• **WHAT YOU NEED TO DO**: Look through the material below for "components". Copy every line that contains it.

• **SUPPLIED INFORMATION**:

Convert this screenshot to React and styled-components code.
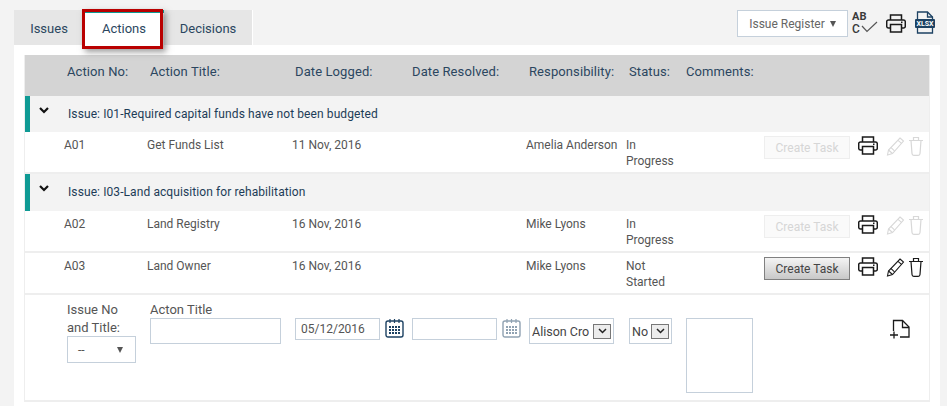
import styled, { createGlobalStyle } from "styled-components";

const GlobalStyle = createGlobalStyle`
  html, body {
    margin: 0;
    background: #f3f3f3;
  }
  body {
    font-family: Roboto, "Liberation Sans", sans-serif;
    font-size: 12px;
    color: #1d3c57;
  }
`;

const COLUMNS = "83px 145px 117px 117px 100px 138px 94px 28px 1fr";
const HEAD_COLUMNS = "83px 145px 117px 117px 100px 57px 1fr";

const Printer = () => (
  <svg width="20" height="19" viewBox="0 0 20 19" fill="none" stroke="#1a1a1a" strokeWidth="1.500">
    <path d="M4.500 6V1h11v5" />
    <path d="M4.500 14H2.500a1.800 1.800 0 0 1-1.800-1.800V7.800A1.800 1.800 0 0 1 2.500 6h15a1.800 1.800 0 0 1 1.800 1.800v4.400A1.800 1.800 0 0 1 17.500 14h-2" />
    <path d="M4.500 10.500h11V18h-11z" />
    <path d="M15 8.300h1.500" />
  </svg>
);

const Pencil = ({ muted }) => (
  <svg width="19" height="20" viewBox="0 0 19 20" fill="none" stroke={muted ? "#d8d8d8" : "#1a1a1a"} strokeWidth="1.100">
    <path d="M14 2l3.500 3L6.500 17.500l-5 1.500 1-5z" />
    <path d="M12 4.300l3.500 3M2.500 14l4 3.500M4.800 11.300l3.700 3.500" />
  </svg>
);

const Trash = ({ muted }) => (
  <svg width="14" height="20" viewBox="0 0 14 20" fill="none" stroke={muted ? "#d8d8d8" : "#1a1a1a"} strokeWidth="1.200">
    <path d="M0 4.500h14M4.500 4.500V1.500h5v3" />
    <path d="M2 4.500l1 13q.1 1.800 1.800 1.800h4.400q1.700 0 1.800-1.800l1-13" />
  </svg>
);

const Calendar = ({ muted }) => {
  const tone = muted ? "#90a2b2" : "#1d4263";
  return (
    <svg width="19" height="20" viewBox="0 0 19 20" fill="none">
      <rect x="1" y="3" width="17" height="16" rx="2" stroke={tone} strokeWidth="1.400" />
      <path d="M5 1v4M9.500 1v4M14 1v4" stroke={tone} strokeWidth="1.200" />
      {[8, 11, 14].map((y) =>
        [4, 7, 10, 13].map((x) => <rect key={`${x}-${y}`} x={x} y={y} width="2" height="2" fill={tone} />)
      )}
    </svg>
  );
};

const NewDoc = () => (
  <svg width="20" height="20" viewBox="0 0 20 20" fill="none" stroke="#1a1a1a" strokeWidth="1.300">
    <path d="M3.500 12V1.500h9l6.500 6.500v10h-9" />
    <path d="M12.500 1.500v7H19" />
    <path d="M4 12.500v7M0 16h8" />
  </svg>
);

const Spell = () => (
  <SpellBox>
    <SpellText>AB</SpellText>
    <SpellLetter>C</SpellLetter>
    <SpellCheck width="17" height="12" viewBox="0 0 17 12" fill="none" stroke="#555" strokeWidth="1.200">
      <path d="M1 5l5 5.500L16 1" />
    </SpellCheck>
  </SpellBox>
);

const Xlsx = () => (
  <svg width="20" height="23" viewBox="0 0 20 23" fill="none">
    <path d="M2.500 8V1h10l5 5v2M17.500 17v5h-15v-5" stroke="#1d4263" strokeWidth="1.300" />
    <path d="M12.500 1v5h5" stroke="#1d4263" strokeWidth="1.300" />
    <rect x="0" y="8" width="20" height="9" rx="1" fill="#1d4263" />
    <text x="10" y="15" textAnchor="middle" fontFamily="Roboto, sans-serif" fontSize="7" fontWeight="700" fill="#fff">XLSX</text>
  </svg>
);

const ChevronDown = () => (
  <svg width="10" height="7" viewBox="0 0 10 7" fill="none" stroke="#111" strokeWidth="2.200">
    <path d="M1 1l4 4 4-4" />
  </svg>
);

const SelectChevron = () => (
  <svg width="9" height="6" viewBox="0 0 9 6" fill="none" stroke="#222" strokeWidth="1.500">
    <path d="M1 1l3.500 3.500L8 1" />
  </svg>
);

const Page = styled.div`
  width: 947px;
  height: 406px;
  overflow: hidden;
  padding: 10px 7px 0 14px;
  box-sizing: border-box;
  display: flex;
  flex-direction: column;
`;

const TopBar = styled.div`
  display: flex;
  justify-content: space-between;
  height: 35px;
`;

const Tabs = styled.div`
  display: flex;
  background: #e6e6e6;
  border-right: 1px solid #fff;
  position: relative;
`;

const Tab = styled.div`
  width: ${(p) => p.$width}px;
  box-sizing: border-box;
  text-align: center;
  font-size: 13px;
  color: #2b4660;
  background: ${(p) => (p.$active ? "#fff" : "transparent")};
  border-top: ${(p) => (p.$active ? "3px solid #0f9a94" : "0")};
  padding-top: ${(p) => (p.$active ? "8px" : "11px")};
`;

const Highlight = styled.div`
  position: absolute;
  left: 68px;
  top: -1px;
  width: 81px;
  height: 40px;
  box-sizing: border-box;
  border: 3px solid #b90000;
  box-shadow: 3px 3px 6px rgba(60, 60, 60, 0.5);
  pointer-events: none;
`;

const Tools = styled.div`
  display: flex;
  align-items: flex-start;
`;

const RegisterButton = styled.div`
  width: 111px;
  height: 27px;
  box-sizing: border-box;
  background: #fff;
  border: 1px solid #c5d0db;
  display: flex;
  align-items: center;
  justify-content: center;
  gap: 5px;
  color: #666;
  margin-right: 4px;
`;

const Caret = styled.span`
  width: 0;
  height: 0;
  border-left: 3.500px solid transparent;
  border-right: 3.500px solid transparent;
  border-top: 6px solid #555;
`;

const SpellBox = styled.div`
  position: relative;
  width: 25px;
  height: 24px;
  margin-right: 9px;
  margin-top: 1px;
  font-size: 11px;
  font-weight: 700;
  line-height: 12px;
  color: #3a3a3a;
`;

const SpellText = styled.div``;

const SpellLetter = styled.div`
  font-size: 12px;
  line-height: 13px;
  font-weight: 500;
`;

const SpellCheck = styled.svg`
  position: absolute;
  left: 9px;
  top: 10px;
`;

const ToolIcon = styled.div`
  margin-top: ${(p) => p.$top}px;
  margin-right: ${(p) => p.$right}px;
  display: flex;
`;

const Panel = styled.div`
  flex: 1;
  background: #fff;
  padding: 10px 10px 0 10px;
`;

const Table = styled.div`
  border: 1px solid #eeeeee;
  border-top: 0;
  border-bottom: 0;
`;

const HeadRow = styled.div`
  display: grid;
  grid-template-columns: ${HEAD_COLUMNS};
  height: 41px;
  box-sizing: border-box;
  padding: 9px 0 0 42px;
  background: #d4d4d4;
  font-size: 13px;
  letter-spacing: 0.1px;
  color: #2b4660;
`;

const GroupRow = styled.div`
  display: flex;
  align-items: flex-start;
  height: ${(p) => p.$height}px;
  padding-top: 11px;
  background: #f3f3f3;
  border-left: 5px solid #0f9a94;
  box-sizing: border-box;
  letter-spacing: 0.09px;
  color: #1d3c57;
`;

const GroupToggle = styled.span`
  width: 38px;
  padding-left: 9px;
  box-sizing: border-box;
  display: flex;
`;

const Row = styled.div`
  display: grid;
  grid-template-columns: ${COLUMNS};
  height: 42px;
  box-sizing: border-box;
  padding: 5px 0 0 39px;
  background: #fff;
  border-bottom: 2px solid #eeeeee;
  color: #555;
  line-height: 16px;
`;

const CreateTask = styled.div`
  width: 86px;
  height: 23px;
  margin-top: -1px;
  box-sizing: border-box;
  display: flex;
  align-items: center;
  justify-content: center;
  border: 1px solid ${(p) => (p.$enabled ? "#808080" : "#eeeeee")};
  background: ${(p) => (p.$enabled ? "linear-gradient(#f4f4f4, #c8c8c8)" : "#fafafa")};
  color: ${(p) => (p.$enabled ? "#444" : "#d6d6d6")};
`;

const IconCell = styled.div`
  display: flex;
  align-items: flex-start;
  gap: 4px;
  margin-top: -1px;
`;

const FormRow = styled.div`
  display: grid;
  grid-template-columns: ${HEAD_COLUMNS};
  height: 107px;
  box-sizing: border-box;
  padding: 5px 0 0 42px;
  background: #fff;
  border-bottom: 2px solid #eeeeee;
  color: #555;
`;

const FieldLabel = styled.div`
  font-size: 13px;
  line-height: 18px;
  margin: 1px 0 -1px;
`;

const Dropdown = styled.div`
  width: 69px;
  height: 27px;
  margin-top: -1px;
  box-sizing: border-box;
  border: 1px solid #c5d0db;
  display: flex;
  align-items: center;
  justify-content: space-between;
  padding: 0 12px 0 10px;
`;

const TextInput = styled.div`
  width: ${(p) => p.$width}px;
  height: ${(p) => p.$height}px;
  box-sizing: border-box;
  border: 1px solid #c5d0db;
  padding: 0 5px;
  line-height: 20px;
`;

const DateCell = styled.div`
  display: flex;
  gap: 5px;
  margin-top: 18px;
  align-items: flex-start;
`;

const NativeSelect = styled.div`
  width: ${(p) => p.$width}px;
  height: 26px;
  margin-top: 18px;
  box-sizing: border-box;
  border: 1px solid #c5d0db;
  display: flex;
  align-items: center;
  padding: 0 2px;
  font-size: 12.500px;
  color: #444;
`;

const SelectLabel = styled.span`
  flex: 1;
  min-width: 0;
  overflow: hidden;
  white-space: nowrap;
`;

const SelectArrow = styled.span`
  width: 18px;
  height: 15px;
  flex: none;
  margin-left: 3px;
  box-sizing: border-box;
  border: 1px solid #777;
  background: #ececec;
  display: flex;
  align-items: center;
  justify-content: center;
`;

const FormEnd = styled.div`
  display: flex;
  align-items: flex-start;
  margin-top: 18px;
`;

const CommentBox = styled.div`
  width: 67px;
  height: 75px;
  box-sizing: border-box;
  border: 1px solid #c5d0db;
  flex: none;
`;

const AddCell = styled.div`
  display: flex;
  margin: 1px 0 0 137px;
`;

const StatusText = styled.div`
  width: 60px;
`;

const groups = [
  {
    title: "Issue: I01-Required capital funds have not been budgeted",
    height: 36,
    rows: [{ no: "A01", title: "Get Funds List", date: "11 Nov, 2016", who: "Amelia Anderson", status: "In Progress" }],
  },
  {
    title: "Issue: I03-Land acquisition for rehabilitation",
    height: 37,
    rows: [
      { no: "A02", title: "Land Registry", date: "16 Nov, 2016", who: "Mike Lyons", status: "In Progress" },
      { no: "A03", title: "Land Owner", date: "16 Nov, 2016", who: "Mike Lyons", status: "Not Started", enabled: true },
    ],
  },
];

const headings = ["Action No:", "Action Title:", "Date Logged:", "Date Resolved:", "Responsibility:", "Status:", "Comments:"];

export default function App() {
  return (
    <Page>
      <GlobalStyle />
      <TopBar>
        <Tabs>
          <Tab $width={70}>Issues</Tab>
          <Tab $width={80} $active>Actions</Tab>
          <Tab $width={88}>Decisions</Tab>
          <Highlight />
        </Tabs>
        <Tools>
          <RegisterButton>
            Issue Register <Caret />
          </RegisterButton>
          <Spell />
          <ToolIcon $top={4} $right={9}><Printer /></ToolIcon>
          <ToolIcon $top={1} $right={5}><Xlsx /></ToolIcon>
        </Tools>
      </TopBar>
      <Panel>
        <Table>
          <HeadRow>
            {headings.map((h) => <div key={h}>{h}</div>)}
          </HeadRow>
          {groups.map((g) => (
            <div key={g.title}>
              <GroupRow $height={g.height}>
                <GroupToggle><ChevronDown /></GroupToggle>
                {g.title}
              </GroupRow>
              {g.rows.map((r) => (
                <Row key={r.no}>
                  <div>{r.no}</div>
                  <div>{r.title}</div>
                  <div>{r.date}</div>
                  <div />
                  <div>{r.who}</div>
                  <StatusText>{r.status}</StatusText>
                  <CreateTask $enabled={r.enabled}>Create Task</CreateTask>
                  <IconCell><Printer /></IconCell>
                  <IconCell>
                    <Pencil muted={!r.enabled} />
                    <Trash muted={!r.enabled} />
                  </IconCell>
                </Row>
              ))}
            </div>
          ))}
          <FormRow>
            <div>
              <FieldLabel>Issue No<br />and Title:</FieldLabel>
              <Dropdown>-- <Caret /></Dropdown>
            </div>
            <div>
              <FieldLabel>Acton Title</FieldLabel>
              <TextInput $width={131} $height={26} />
            </div>
            <DateCell>
              <TextInput $width={85} $height={22}>05/12/2016</TextInput>
              <Calendar />
            </DateCell>
            <DateCell>
              <TextInput $width={85} $height={22} />
              <Calendar muted />
            </DateCell>
            <NativeSelect $width={85}>
              <SelectLabel>Alison Cro</SelectLabel>
              <SelectArrow><SelectChevron /></SelectArrow>
            </NativeSelect>
            <NativeSelect $width={43}>
              <SelectLabel>No</SelectLabel>
              <SelectArrow><SelectChevron /></SelectArrow>
            </NativeSelect>
            <FormEnd>
              <CommentBox />
              <AddCell><NewDoc /></AddCell>
            </FormEnd>
          </FormRow>
        </Table>
      </Panel>
    </Page>
  );
}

• **EXERCISE RESULT**:
Convert this screenshot to React and styled-components code.
import styled, { createGlobalStyle } from "styled-components";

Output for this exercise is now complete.